BEGIN Supplied material
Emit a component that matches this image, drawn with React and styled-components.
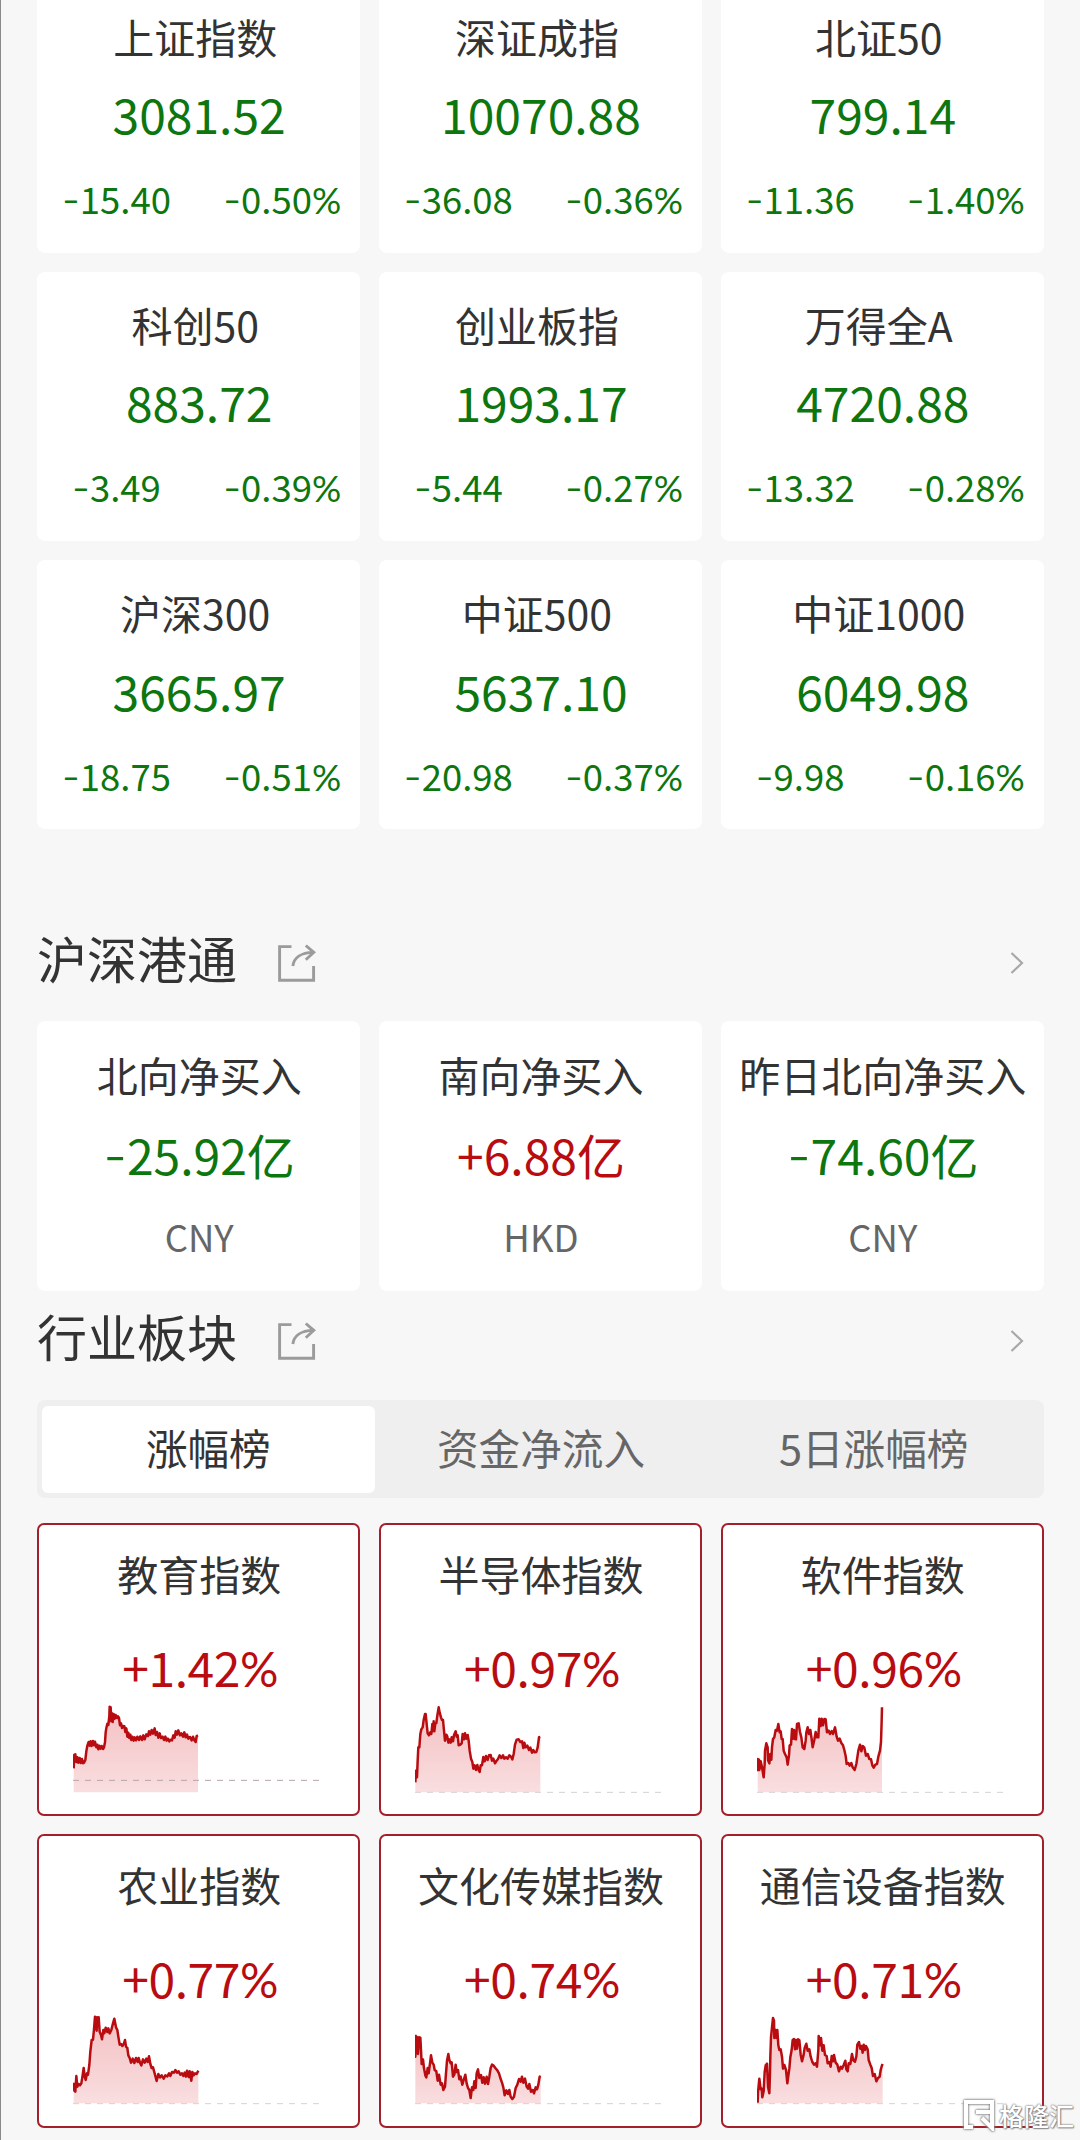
import styled, { createGlobalStyle } from "styled-components";

const GREEN = "#0d760e";
const RED = "#b90c10";

const GlobalStyle = createGlobalStyle`
  * {
    box-sizing: border-box;
  }
  body {
    margin: 0;
    background: #f7f7f7;
  }
`;

const Page = styled.div`
  position: relative;
  width: 1080px;
  height: 2140px;
  overflow: hidden;
  padding: 0 36px;
  border-left: 1px solid #8a8a8a;
  background: #f7f7f7;
  color: #333;
  font-family: "Noto Sans CJK SC", sans-serif;
`;

const Grid = styled.div`
  display: grid;
  grid-template-columns: repeat(3, 1fr);
  grid-auto-rows: ${(p) => p.$row}px;
  gap: 18.5px;
  margin-top: ${(p) => p.$top || 0}px;
`;

const Card = styled.div`
  background: #fff;
  border-radius: 8px;
  padding: 28.5px 0 0 1px;
  text-align: center;
  white-space: nowrap;
`;

const SectorCard = styled(Card)`
  border: 2px solid #a3202a;
  border-radius: 7px;
  padding-top: 24px;
`;

const CardTitle = styled.div`
  font-size: 41px;
  line-height: 48px;
  padding-right: ${(p) => p.$shift || 0}px;
`;

const Value = styled.div`
  font-size: 48px;
  line-height: 56px;
  margin-top: ${(p) => p.$top}px;
  color: ${(p) => (p.$up ? RED : GREEN)};
`;

const SectorValue = styled(Value)`
  padding-left: 2px;
  letter-spacing: -0.4px;
`;

const Changes = styled.div`
  display: grid;
  grid-template-columns: 157px 1fr;
  margin-top: 36px;
  font-size: 36.5px;
  line-height: 44px;
  color: ${GREEN};
`;

const Percent = styled.div`
  padding-left: 9px;
`;

const Currency = styled.div`
  margin-top: 33px;
  font-size: 36.5px;
  line-height: 44px;
  color: #666;
`;

const Sign = styled.span`
  font-family: Inter, sans-serif;
  font-size: 1.08em;
  font-weight: 300;
  line-height: 1;
`;

const PercentSign = styled.span`
  font-family: Lato, sans-serif;
  line-height: 1;
`;

const Heading = styled.div`
  display: flex;
  align-items: center;
  height: 60px;
  margin-top: ${(p) => p.$top}px;
  padding-right: 20.5px;
  font-size: 50px;
  line-height: 60px;
`;

const ShareIcon = styled.svg`
  width: 39px;
  height: 39px;
  margin: 13px auto 0 40px;
`;

const Chevron = styled.svg`
  width: 14px;
  height: 24px;
  margin-top: 12px;
`;

const Tabs = styled.div`
  display: grid;
  grid-template-columns: repeat(3, 1fr);
  height: 98px;
  margin-top: 35px;
  padding: 6px 4px 5px 5px;
  border-radius: 8px;
  background: #efefef;
`;

const Tab = styled.div`
  border-radius: 6px;
  background: ${(p) => (p.$active ? "#fff" : "transparent")};
  color: ${(p) => (p.$active ? "#333" : "#666")};
  font-size: 41.6px;
  line-height: 83px;
  text-align: center;
`;

const Spark = styled.svg`
  display: block;
  width: 250px;
  height: 92px;
  margin: 10px 0 0 33px;
`;

const Watermark = styled.div`
  position: absolute;
  right: 6px;
  bottom: 9px;
  display: flex;
  align-items: center;
  gap: 4px;
  color: #fff;
  font-size: 25px;
  font-weight: 500;
  line-height: 30px;
  text-shadow: 0 0 2px #777, 0 0 2px #888, 1px 1px 1px #999;
`;

const WatermarkLogo = styled.svg`
  width: 32px;
  height: 32px;
  filter: drop-shadow(0 0 1px #777) drop-shadow(0 0 1px #999);
`;

const indices = [
  { name: "上证指数", value: "3081.52", change: "-15.40", percent: "-0.50%" },
  { name: "深证成指", value: "10070.88", change: "-36.08", percent: "-0.36%" },
  { name: "北证50", value: "799.14", change: "-11.36", percent: "-1.40%" },
  { name: "科创50", value: "883.72", change: "-3.49", percent: "-0.39%" },
  { name: "创业板指", value: "1993.17", change: "-5.44", percent: "-0.27%" },
  { name: "万得全A", value: "4720.88", change: "-13.32", percent: "-0.28%" },
  { name: "沪深300", value: "3665.97", change: "-18.75", percent: "-0.51%" },
  { name: "中证500", value: "5637.10", change: "-20.98", percent: "-0.37%" },
  { name: "中证1000", value: "6049.98", change: "-9.98", percent: "-0.16%" },
];

const flows = [
  { name: "北向净买入", value: "-25.92亿", currency: "CNY" },
  { name: "南向净买入", value: "+6.88亿", currency: "HKD", up: true },
  { name: "昨日北向净买入", value: "-74.60亿", currency: "CNY" },
];

// x0 / y0: where the line's own coordinates start, base: the dashed previous close
const sectors = [
  {
    name: "教育指数",
    percent: "+1.42%",
    x0: 128,
    y0: 220,
    base: 449,
    line: "130,413 132,372 135,371 138,394 141,380 144,396 148,382 151,397 155,385 158,398 161,396 165,388 168,362 171,345 175,334 178,345 181,332 184,346 188,331 191,344 194,333 198,350 201,342 204,356 207,345 211,354 214,346 218,355 221,350 224,335 226,305 228,292 231,279 234,283 237,256 238,228 241,230 243,272 245,248 247,274 250,250 253,264 256,253 260,262 263,257 266,262 269,284 272,278 275,292 278,286 282,287 285,304 288,293 291,318 294,306 297,322 300,312 303,328 306,318 310,330 313,320 317,329 321,318 326,328 330,317 335,328 339,314 343,326 348,311 353,316 356,302 360,312 364,298 368,309 373,293 376,313 380,304 384,321 388,308 392,322 397,318 401,328 405,318 409,330 413,324 417,332 421,327 425,329 429,314 433,321 436,302 440,312 444,299 449,314 453,308 458,318 462,305 466,320 470,312 474,324 479,319 484,329 488,318 492,329 496,334 499,316 503,314",
  },
  {
    name: "半导体指数",
    percent: "+0.97%",
    x0: 135,
    y0: 220,
    base: 485,
    line: "136,455 138,420 141,440 143,390 145,350 148,350 151,310 154,296 158,290 161,268 165,250 167,250 170,280 173,308 177,314 181,305 184,310 187,280 189,301 191,272 193,302 196,278 199,277 202,254 206,230 209,246 213,260 216,268 219,268 222,300 225,330 229,312 232,318 235,336 238,326 242,336 245,320 249,332 252,313 257,302 260,318 263,314 266,344 271,342 275,338 278,310 282,326 285,308 289,324 293,313 296,330 299,360 303,384 307,394 310,414 314,404 318,418 322,403 325,416 329,424 332,404 336,404 340,379 344,392 348,376 353,388 357,374 362,373 366,390 370,384 375,398 380,390 384,385 389,374 394,382 399,374 403,384 408,380 413,384 418,374 423,378 427,386 431,370 435,342 440,327 446,326 451,334 456,332 460,352 463,336 467,350 472,345 477,358 481,351 486,366 490,358 494,365 499,364 503,350 507,320 511,319",
  },
  {
    name: "软件指数",
    percent: "+0.96%",
    x0: 140,
    y0: 220,
    base: 485,
    line: "142,422 142,385 146,387 147,418 151,392 155,410 160,440 163,400 164,360 168,338 172,350 173,388 177,398 180,370 183,387 185,350 188,325 192,320 196,298 200,300 204,280 208,305 211,302 214,325 217,325 220,360 224,370 229,380 232,402 236,374 238,344 242,342 245,295 248,324 251,298 254,325 257,326 260,280 265,278 269,304 273,320 277,350 282,355 286,330 288,306 292,290 296,310 300,298 304,325 307,350 312,327 316,304 320,320 324,320 327,264 331,286 334,264 338,284 342,265 346,266 350,305 355,300 359,310 364,301 368,310 374,290 379,318 383,330 388,324 393,337 398,344 402,358 406,376 409,400 414,397 418,405 423,397 427,410 433,418 438,400 441,380 444,360 449,342 453,362 457,346 462,351 467,375 472,370 477,385 482,386 486,404 490,411 495,402 500,400 504,378 509,360 512,334 514,270 515,230",
  },
  {
    name: "农业指数",
    percent: "+0.77%",
    x0: 128,
    y0: 225,
    base: 491,
    line: "130,428 132,452 135,455 138,408 141,440 145,432 149,436 153,430 156,412 160,384 163,410 166,420 170,400 173,404 177,375 180,335 184,300 188,299 191,268 194,230 199,272 200,232 203,258 205,232 208,275 212,285 215,298 219,270 222,280 226,263 231,276 234,265 238,280 243,270 248,250 252,236 257,262 261,270 265,296 268,314 272,312 276,318 281,310 284,300 287,320 291,324 294,346 298,354 302,368 307,356 312,369 317,354 322,366 325,354 329,368 333,376 338,358 343,368 348,356 352,366 356,349 360,372 364,384 368,382 373,400 379,423 384,402 389,412 394,406 400,416 405,406 411,409 416,400 420,408 425,396 431,398 435,390 440,398 445,394 450,404 455,400 459,408 463,398 467,410 470,392 475,411 478,394 483,422 486,396 490,406 494,400 499,402 504,392",
  },
  {
    name: "文化传媒指数",
    percent: "+0.74%",
    x0: 135,
    y0: 225,
    base: 491,
    line: "136,284 136,350 140,290 144,342 147,292 151,293 153,330 155,372 159,358 162,385 166,406 169,412 173,384 176,400 180,370 183,346 187,368 191,374 194,390 199,394 203,422 207,404 212,434 216,430 220,450 225,440 228,400 231,362 235,342 238,360 242,370 245,367 249,410 253,404 257,374 260,396 264,390 268,418 272,410 277,434 281,420 286,404 290,430 294,444 298,450 302,474 306,442 310,450 313,424 317,444 320,400 324,388 328,414 333,405 337,428 341,412 345,431 350,410 354,432 358,410 362,384 366,374 371,377 376,384 382,391 387,400 391,414 396,428 400,442 404,466 409,451 414,462 418,450 422,470 427,477 432,470 437,444 442,434 447,417 452,425 456,410 460,428 465,416 470,440 474,446 478,432 483,455 488,450 492,460 497,442 501,448 505,434 509,410 512,408",
  },
  {
    name: "通信设备指数",
    percent: "+0.71%",
    x0: 140,
    y0: 225,
    base: 491,
    line: "142,488 143,458 147,416 151,448 154,446 156,472 160,454 163,396 166,376 170,371 173,440 177,460 179,400 180,350 182,292 185,262 188,234 191,242 192,294 196,270 199,294 201,270 204,316 207,330 211,328 215,350 218,386 222,375 227,390 231,430 235,400 237,386 240,352 244,330 247,300 251,297 254,328 257,300 260,326 263,298 267,300 271,344 275,364 280,344 283,324 288,311 292,332 297,328 301,350 306,366 311,374 316,370 320,380 324,330 325,288 329,316 332,294 336,332 340,316 344,345 349,348 352,370 357,366 361,380 364,348 368,364 371,345 376,368 381,374 386,394 391,380 395,386 400,375 405,362 408,388 412,394 415,370 420,372 425,342 429,361 434,365 438,350 441,314 446,306 450,326 453,318 457,338 460,314 464,330 467,318 472,328 475,360 480,374 484,384 488,408 493,402 498,424 503,414 508,410 511,390 515,376 517,372",
  },
];

// Signs come from other families, the CJK font draws them too narrow or too wide
const Amount = ({ text }) => {
  const minus = text.startsWith("-");
  const percent = text.endsWith("%");
  return (
    <>
      {minus && <Sign>-</Sign>}
      {text.slice(minus ? 1 : 0, percent ? -1 : undefined)}
      {percent && <PercentSign>%</PercentSign>}
    </>
  );
};

const SectionHeading = ({ title, top }) => (
  <Heading $top={top}>
    {title}
    <ShareIcon viewBox="0 0 39 39" fill="none" stroke="#9b9b9b" strokeWidth="2.9">
      <path d="M14.5 2.6H2.6V36.2H36.6V22" />
      <path d="M15.8 22C17 14 24 8.6 36 8.4M28.8 1.5L36.8 8.4L28.8 15.8" />
    </ShareIcon>
    <Chevron viewBox="0 0 14 24" fill="none" stroke="#a8a8a8" strokeWidth="2.2">
      <path d="M1.5 2L12 12L1.5 22" />
    </Chevron>
  </Heading>
);

const Sparkline = ({ sector, id }) => {
  const { x0, y0, base, line } = sector;
  const bottom = y0 + 265;
  const points = line.split(" ");
  const first = points[0].split(",")[0];
  const last = points[points.length - 1].split(",")[0];
  return (
    <Spark viewBox={`${x0} ${y0} 750 276`}>
      <defs>
        <linearGradient id={id} x1="0" y1="0" x2="0" y2="1">
          <stop offset="0" stopColor="#f4c0c2" />
          <stop offset="1" stopColor="#f9dee0" />
        </linearGradient>
      </defs>
      <polygon points={`${first},${bottom} ${line} ${last},${bottom}`} fill={`url(#${id})`} />
      <path
        d={`M${x0} ${base}H${x0 + 739}`}
        stroke={base < bottom - 10 ? "#b5a5a7" : "#d6d2d3"}
        strokeWidth="3"
        strokeDasharray="18 18"
      />
      <polyline points={line} fill="none" stroke={RED} strokeWidth="7.5" strokeLinejoin="round" />
    </Spark>
  );
};

const App = () => {
  return (
    <Page>
      <GlobalStyle />
      <Grid $row={269.6} $top={-16.5}>
        {indices.map((item) => (
          <Card key={item.name}>
            <CardTitle $shift={8}>{item.name}</CardTitle>
            <Value $top={25.4}>{item.value}</Value>
            <Changes>
              <div>
                <Amount text={item.change} />
              </div>
              <Percent>
                <Amount text={item.percent} />
              </Percent>
            </Changes>
          </Card>
        ))}
      </Grid>

      <SectionHeading title="沪深港通" top={97.7} />
      <Grid $row={269.6} $top={34.3}>
        {flows.map((item) => (
          <Card key={item.name}>
            <CardTitle>{item.name}</CardTitle>
            <Value $top={27.8} $up={item.up}>
              <Amount text={item.value} />
            </Value>
            <Currency>{item.currency}</Currency>
          </Card>
        ))}
      </Grid>

      <SectionHeading title="行业板块" top={13.7} />
      <Tabs>
        <Tab $active>涨幅榜</Tab>
        <Tab>资金净流入</Tab>
        <Tab>5日涨幅榜</Tab>
      </Tabs>
      <Grid $row={293.4} $top={25}>
        {sectors.map((sector, i) => (
          <SectorCard key={sector.name}>
            <CardTitle>{sector.name}</CardTitle>
            <SectorValue $top={41} $up>
              <Amount text={sector.percent} />
            </SectorValue>
            <Sparkline sector={sector} id={`fill${i}`} />
          </SectorCard>
        ))}
      </Grid>

      <Watermark>
        <WatermarkLogo viewBox="0 0 32 32" fill="none" stroke="#fff" strokeWidth="4">
          <path d="M10 28H3V3H29V11M13 13H29V29L19 19" />
        </WatermarkLogo>
        格隆汇
      </Watermark>
    </Page>
  );
};

export default App;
END Supplied material
Task details:
List every line above that holds the word "components".

Correct answer:
Emit a component that matches this image, drawn with React and styled-components.
import styled, { createGlobalStyle } from "styled-components";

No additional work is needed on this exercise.